**Record excerpts:**

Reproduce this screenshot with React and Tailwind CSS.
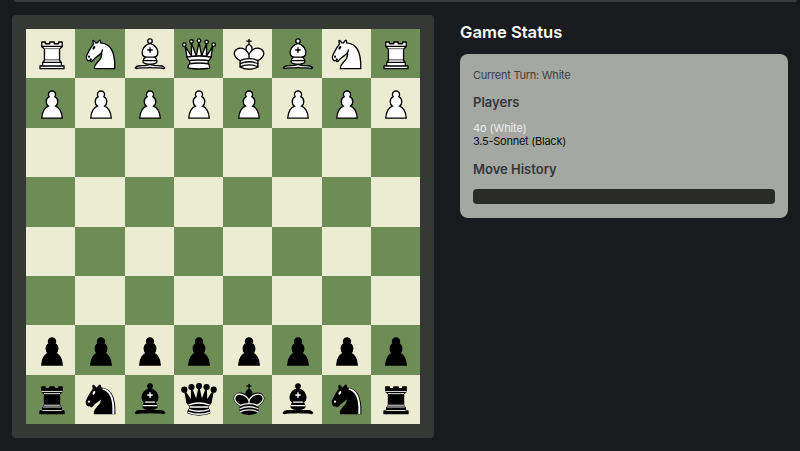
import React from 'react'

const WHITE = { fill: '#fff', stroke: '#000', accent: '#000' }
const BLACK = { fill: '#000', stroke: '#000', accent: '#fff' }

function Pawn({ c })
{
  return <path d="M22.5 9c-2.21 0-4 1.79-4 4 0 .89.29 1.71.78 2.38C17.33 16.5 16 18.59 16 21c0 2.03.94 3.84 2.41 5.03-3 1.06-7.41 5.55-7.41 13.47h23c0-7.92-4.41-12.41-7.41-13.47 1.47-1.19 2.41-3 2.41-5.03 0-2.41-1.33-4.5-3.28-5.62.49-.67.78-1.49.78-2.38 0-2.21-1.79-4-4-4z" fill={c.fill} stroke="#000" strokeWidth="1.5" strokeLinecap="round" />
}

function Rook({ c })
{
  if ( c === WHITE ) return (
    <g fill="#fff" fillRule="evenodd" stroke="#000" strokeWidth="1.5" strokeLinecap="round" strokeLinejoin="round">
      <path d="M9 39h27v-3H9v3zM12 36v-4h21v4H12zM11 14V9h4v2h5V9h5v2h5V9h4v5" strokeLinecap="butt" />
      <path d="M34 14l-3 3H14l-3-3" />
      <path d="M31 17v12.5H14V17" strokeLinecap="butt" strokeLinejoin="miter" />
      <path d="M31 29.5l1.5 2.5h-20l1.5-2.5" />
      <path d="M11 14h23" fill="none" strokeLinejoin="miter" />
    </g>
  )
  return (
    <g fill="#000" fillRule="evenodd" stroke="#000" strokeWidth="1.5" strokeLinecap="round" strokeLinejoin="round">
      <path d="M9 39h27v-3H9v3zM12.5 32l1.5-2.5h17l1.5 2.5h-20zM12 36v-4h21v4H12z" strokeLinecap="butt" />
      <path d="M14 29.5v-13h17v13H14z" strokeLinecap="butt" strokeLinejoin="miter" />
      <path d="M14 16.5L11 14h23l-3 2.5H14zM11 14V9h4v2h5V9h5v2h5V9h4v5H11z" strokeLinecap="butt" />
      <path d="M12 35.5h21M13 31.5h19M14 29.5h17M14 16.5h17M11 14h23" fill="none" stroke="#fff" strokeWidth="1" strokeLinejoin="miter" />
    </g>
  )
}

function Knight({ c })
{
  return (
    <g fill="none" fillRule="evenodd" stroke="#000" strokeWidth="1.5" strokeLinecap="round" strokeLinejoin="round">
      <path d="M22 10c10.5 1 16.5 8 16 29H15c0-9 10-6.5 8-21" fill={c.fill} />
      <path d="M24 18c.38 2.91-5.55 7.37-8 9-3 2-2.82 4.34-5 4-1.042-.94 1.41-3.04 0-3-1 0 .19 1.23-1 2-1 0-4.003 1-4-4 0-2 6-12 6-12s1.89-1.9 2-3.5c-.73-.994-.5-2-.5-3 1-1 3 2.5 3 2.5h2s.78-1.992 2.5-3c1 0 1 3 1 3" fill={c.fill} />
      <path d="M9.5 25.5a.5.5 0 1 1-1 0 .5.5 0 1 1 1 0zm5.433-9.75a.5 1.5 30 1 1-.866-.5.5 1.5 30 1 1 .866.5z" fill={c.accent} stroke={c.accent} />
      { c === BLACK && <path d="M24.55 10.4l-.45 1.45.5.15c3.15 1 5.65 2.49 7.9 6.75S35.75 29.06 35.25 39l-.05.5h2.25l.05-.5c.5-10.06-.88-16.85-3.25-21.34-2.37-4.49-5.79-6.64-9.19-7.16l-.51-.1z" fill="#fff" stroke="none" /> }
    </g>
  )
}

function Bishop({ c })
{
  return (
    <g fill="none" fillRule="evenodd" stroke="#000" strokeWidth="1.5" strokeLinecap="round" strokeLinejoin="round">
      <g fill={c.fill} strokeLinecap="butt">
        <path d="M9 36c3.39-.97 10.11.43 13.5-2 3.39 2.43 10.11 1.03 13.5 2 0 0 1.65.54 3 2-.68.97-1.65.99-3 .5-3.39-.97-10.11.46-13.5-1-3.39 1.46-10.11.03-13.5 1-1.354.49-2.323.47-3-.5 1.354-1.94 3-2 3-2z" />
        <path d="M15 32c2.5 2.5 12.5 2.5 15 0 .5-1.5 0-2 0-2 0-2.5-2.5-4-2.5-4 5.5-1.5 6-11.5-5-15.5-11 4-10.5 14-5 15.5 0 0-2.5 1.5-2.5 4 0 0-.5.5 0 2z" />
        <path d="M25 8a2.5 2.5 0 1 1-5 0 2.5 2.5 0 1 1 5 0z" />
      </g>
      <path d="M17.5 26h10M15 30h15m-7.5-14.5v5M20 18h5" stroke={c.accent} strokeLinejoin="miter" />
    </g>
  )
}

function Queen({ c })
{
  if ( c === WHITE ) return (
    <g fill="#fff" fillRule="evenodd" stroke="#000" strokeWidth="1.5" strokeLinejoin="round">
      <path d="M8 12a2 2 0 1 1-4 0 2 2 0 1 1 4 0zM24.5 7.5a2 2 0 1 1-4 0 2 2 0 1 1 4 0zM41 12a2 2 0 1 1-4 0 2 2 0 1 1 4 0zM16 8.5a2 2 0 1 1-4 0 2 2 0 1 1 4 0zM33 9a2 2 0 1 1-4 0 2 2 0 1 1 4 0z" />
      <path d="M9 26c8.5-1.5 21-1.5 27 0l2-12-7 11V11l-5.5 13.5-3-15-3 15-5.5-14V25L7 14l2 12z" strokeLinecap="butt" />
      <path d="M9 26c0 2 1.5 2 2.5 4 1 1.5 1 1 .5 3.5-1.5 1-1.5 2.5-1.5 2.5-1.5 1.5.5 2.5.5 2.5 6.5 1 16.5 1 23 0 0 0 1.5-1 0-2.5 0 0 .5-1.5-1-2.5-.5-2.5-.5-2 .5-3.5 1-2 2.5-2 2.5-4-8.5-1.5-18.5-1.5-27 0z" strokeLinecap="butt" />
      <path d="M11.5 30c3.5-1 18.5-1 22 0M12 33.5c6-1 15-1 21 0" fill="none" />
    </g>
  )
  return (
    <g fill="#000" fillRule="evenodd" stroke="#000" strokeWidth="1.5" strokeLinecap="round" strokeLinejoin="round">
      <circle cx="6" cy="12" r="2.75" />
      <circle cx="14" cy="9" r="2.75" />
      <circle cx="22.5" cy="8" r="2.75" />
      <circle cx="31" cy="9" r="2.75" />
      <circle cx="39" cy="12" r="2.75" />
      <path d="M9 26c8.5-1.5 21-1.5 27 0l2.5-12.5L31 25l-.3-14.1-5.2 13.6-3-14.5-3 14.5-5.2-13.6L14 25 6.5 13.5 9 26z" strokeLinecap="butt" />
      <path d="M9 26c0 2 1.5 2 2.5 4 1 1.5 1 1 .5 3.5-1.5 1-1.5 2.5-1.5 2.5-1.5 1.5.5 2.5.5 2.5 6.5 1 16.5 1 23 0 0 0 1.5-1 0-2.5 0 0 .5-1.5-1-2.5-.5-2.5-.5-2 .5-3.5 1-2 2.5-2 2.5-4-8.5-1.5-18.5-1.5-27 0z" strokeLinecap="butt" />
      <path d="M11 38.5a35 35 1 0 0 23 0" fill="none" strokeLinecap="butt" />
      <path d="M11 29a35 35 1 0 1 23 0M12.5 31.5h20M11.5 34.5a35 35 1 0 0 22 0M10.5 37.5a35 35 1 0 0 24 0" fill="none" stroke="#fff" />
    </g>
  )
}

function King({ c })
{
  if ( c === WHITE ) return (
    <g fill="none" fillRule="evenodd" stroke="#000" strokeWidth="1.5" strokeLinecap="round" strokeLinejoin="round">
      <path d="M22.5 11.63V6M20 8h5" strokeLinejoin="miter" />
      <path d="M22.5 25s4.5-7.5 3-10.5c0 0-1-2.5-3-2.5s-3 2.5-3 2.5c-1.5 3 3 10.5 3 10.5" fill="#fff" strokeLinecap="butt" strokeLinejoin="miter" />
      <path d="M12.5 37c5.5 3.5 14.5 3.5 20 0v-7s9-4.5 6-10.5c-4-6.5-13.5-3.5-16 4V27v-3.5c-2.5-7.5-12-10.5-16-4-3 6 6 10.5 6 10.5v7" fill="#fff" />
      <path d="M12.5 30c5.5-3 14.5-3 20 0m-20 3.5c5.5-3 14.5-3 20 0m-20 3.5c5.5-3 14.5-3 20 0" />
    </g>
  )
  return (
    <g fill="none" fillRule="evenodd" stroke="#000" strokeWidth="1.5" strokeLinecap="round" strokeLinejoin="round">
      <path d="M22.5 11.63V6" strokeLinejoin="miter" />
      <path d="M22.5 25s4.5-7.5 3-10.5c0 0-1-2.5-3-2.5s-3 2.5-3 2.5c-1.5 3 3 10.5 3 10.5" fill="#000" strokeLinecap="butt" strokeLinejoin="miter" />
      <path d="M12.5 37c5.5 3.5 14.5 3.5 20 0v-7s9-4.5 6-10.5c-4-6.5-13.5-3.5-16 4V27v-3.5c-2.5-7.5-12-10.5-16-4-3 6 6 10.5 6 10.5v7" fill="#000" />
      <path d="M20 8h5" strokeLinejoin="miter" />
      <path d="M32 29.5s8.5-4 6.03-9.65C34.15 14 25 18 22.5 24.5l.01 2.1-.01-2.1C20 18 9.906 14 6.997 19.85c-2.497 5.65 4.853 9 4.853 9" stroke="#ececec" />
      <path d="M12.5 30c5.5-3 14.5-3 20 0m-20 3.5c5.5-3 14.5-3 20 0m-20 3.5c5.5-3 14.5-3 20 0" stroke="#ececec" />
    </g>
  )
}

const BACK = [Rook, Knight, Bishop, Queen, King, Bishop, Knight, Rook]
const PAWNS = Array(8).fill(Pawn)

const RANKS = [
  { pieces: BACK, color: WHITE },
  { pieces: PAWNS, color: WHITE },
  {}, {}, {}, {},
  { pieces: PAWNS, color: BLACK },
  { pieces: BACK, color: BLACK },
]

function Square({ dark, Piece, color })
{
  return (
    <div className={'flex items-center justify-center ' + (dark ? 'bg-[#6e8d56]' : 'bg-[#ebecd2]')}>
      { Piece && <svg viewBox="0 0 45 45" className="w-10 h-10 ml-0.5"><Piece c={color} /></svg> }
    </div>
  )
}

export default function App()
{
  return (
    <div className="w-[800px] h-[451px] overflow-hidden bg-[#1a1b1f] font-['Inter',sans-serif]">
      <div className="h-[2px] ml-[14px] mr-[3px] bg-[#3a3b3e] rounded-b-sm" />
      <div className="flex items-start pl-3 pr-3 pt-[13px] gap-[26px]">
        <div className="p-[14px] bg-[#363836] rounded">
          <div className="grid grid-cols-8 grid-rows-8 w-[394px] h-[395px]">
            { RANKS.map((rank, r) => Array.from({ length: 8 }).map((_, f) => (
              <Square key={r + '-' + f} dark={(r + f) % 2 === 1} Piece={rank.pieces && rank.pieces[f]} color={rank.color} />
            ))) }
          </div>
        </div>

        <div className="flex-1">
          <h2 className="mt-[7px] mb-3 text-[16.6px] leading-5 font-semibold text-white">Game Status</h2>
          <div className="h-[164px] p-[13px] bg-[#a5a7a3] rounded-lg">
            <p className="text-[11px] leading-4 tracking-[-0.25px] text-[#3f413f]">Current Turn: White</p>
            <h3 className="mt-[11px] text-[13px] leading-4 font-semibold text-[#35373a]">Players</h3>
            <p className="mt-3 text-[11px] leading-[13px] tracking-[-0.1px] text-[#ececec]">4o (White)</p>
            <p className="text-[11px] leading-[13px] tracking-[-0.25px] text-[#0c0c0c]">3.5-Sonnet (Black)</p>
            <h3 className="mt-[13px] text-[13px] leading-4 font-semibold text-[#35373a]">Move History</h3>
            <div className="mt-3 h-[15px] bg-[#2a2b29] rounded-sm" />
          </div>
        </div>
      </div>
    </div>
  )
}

* * *

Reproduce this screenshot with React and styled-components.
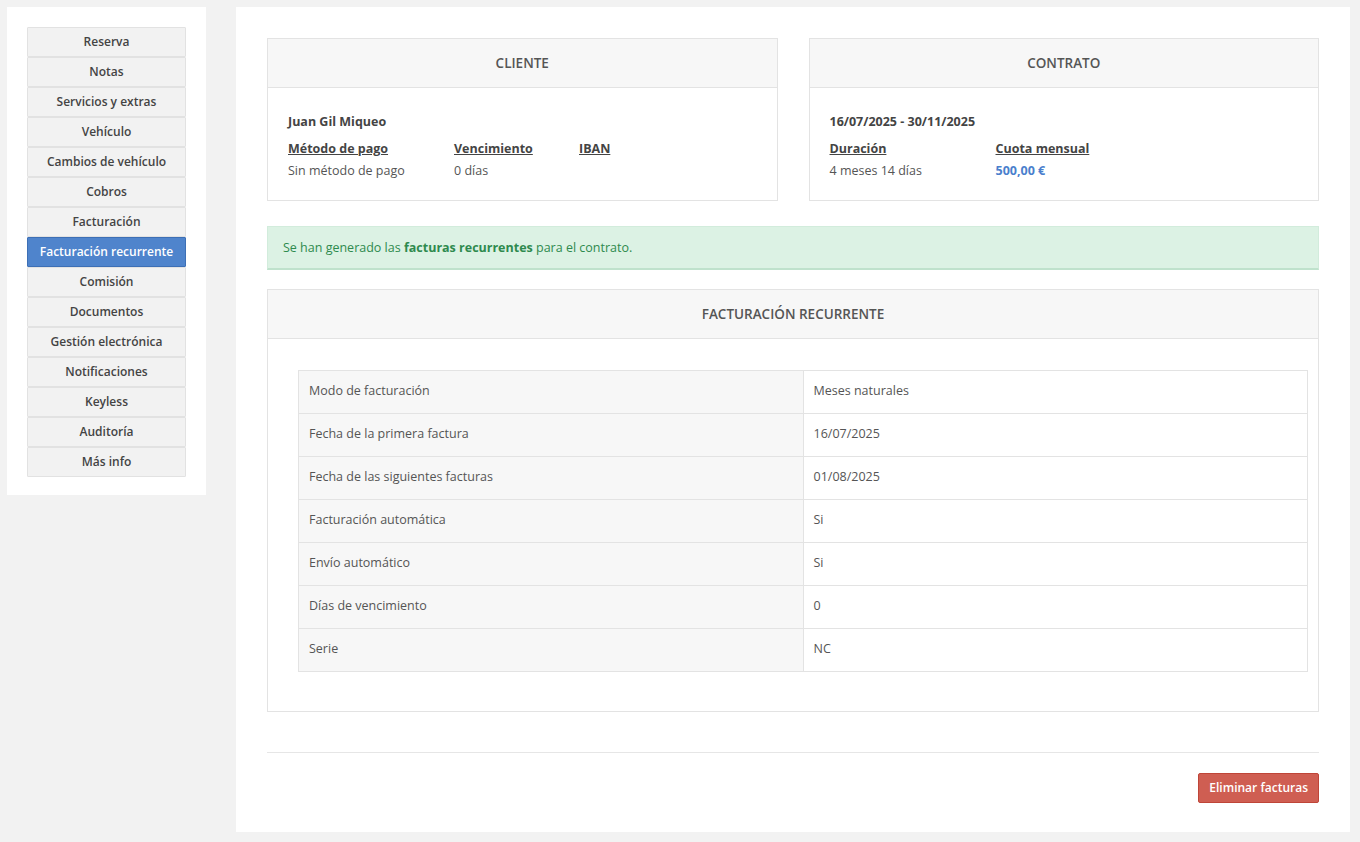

* * *

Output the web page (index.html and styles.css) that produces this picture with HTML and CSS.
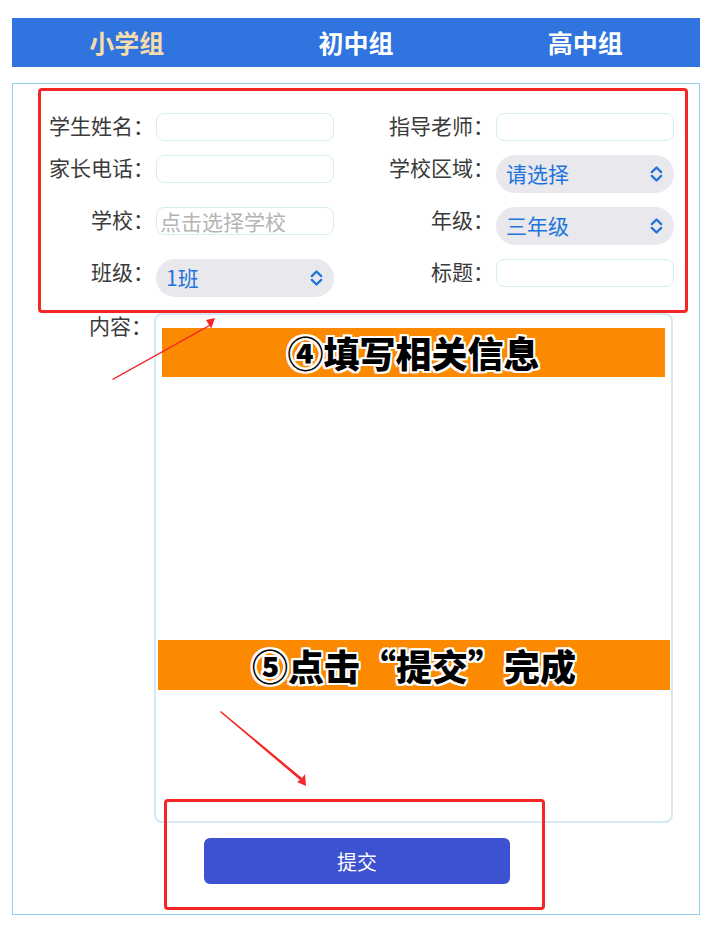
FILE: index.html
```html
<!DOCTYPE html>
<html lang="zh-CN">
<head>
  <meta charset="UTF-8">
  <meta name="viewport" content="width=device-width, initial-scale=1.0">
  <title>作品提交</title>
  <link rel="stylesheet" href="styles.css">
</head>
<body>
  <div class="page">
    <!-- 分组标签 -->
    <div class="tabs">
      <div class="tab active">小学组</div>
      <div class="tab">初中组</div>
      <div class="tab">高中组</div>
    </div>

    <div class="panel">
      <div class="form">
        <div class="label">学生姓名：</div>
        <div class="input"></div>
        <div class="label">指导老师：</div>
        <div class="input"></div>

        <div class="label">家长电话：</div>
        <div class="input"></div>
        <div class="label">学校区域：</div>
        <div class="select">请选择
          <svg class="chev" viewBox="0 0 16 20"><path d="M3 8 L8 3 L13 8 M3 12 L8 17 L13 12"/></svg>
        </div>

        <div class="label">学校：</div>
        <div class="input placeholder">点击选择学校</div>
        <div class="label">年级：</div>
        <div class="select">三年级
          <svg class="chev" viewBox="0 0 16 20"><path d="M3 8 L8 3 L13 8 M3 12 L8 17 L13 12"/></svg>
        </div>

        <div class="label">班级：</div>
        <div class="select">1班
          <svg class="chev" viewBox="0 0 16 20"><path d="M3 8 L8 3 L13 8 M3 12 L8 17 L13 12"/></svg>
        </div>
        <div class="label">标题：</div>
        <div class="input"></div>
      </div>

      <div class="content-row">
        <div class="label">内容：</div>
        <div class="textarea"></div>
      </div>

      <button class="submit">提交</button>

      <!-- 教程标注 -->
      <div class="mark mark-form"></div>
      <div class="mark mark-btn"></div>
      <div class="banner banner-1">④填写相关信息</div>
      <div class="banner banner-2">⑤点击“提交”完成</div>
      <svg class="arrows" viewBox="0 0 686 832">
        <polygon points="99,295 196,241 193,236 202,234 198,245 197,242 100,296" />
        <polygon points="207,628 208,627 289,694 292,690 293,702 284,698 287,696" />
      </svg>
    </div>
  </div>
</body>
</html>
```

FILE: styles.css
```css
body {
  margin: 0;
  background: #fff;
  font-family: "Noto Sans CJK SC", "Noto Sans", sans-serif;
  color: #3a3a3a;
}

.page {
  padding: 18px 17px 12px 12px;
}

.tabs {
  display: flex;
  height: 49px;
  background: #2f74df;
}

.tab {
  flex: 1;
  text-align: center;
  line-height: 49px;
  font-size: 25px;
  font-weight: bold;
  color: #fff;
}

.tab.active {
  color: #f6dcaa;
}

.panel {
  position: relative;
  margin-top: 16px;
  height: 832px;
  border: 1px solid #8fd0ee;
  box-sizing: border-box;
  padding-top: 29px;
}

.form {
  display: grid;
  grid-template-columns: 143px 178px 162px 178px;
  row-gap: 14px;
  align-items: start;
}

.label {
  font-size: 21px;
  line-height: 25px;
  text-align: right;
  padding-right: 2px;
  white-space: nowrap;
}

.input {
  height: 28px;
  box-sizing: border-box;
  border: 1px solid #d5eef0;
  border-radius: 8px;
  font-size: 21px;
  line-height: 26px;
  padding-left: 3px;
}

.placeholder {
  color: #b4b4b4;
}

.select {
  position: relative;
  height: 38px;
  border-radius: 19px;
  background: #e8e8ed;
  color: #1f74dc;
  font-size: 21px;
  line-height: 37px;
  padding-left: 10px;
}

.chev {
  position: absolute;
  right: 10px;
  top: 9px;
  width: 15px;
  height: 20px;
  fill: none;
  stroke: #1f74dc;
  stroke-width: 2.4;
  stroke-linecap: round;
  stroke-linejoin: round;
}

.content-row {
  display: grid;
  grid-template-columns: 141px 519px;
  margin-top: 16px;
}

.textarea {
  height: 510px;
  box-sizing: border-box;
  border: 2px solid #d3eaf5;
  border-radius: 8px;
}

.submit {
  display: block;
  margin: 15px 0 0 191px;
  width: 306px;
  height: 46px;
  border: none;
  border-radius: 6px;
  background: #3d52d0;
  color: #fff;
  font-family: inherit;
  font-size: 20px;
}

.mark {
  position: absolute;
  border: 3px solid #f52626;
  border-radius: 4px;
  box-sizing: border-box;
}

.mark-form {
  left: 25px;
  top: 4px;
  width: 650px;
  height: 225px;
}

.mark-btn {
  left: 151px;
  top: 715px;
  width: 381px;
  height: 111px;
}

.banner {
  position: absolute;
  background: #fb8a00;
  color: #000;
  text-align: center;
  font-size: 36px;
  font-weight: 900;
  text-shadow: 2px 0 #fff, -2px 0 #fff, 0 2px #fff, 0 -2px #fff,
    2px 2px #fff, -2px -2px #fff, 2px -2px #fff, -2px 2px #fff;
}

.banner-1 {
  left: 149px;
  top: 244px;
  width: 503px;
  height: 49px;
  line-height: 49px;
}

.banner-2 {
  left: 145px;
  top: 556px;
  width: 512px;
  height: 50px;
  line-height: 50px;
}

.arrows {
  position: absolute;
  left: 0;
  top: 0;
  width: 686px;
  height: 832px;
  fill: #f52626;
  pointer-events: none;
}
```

**Required task:** Copy out every line holding the string "screenshot".

**Completed task:**
Reproduce this screenshot with React and Tailwind CSS.
Reproduce this screenshot with React and styled-components.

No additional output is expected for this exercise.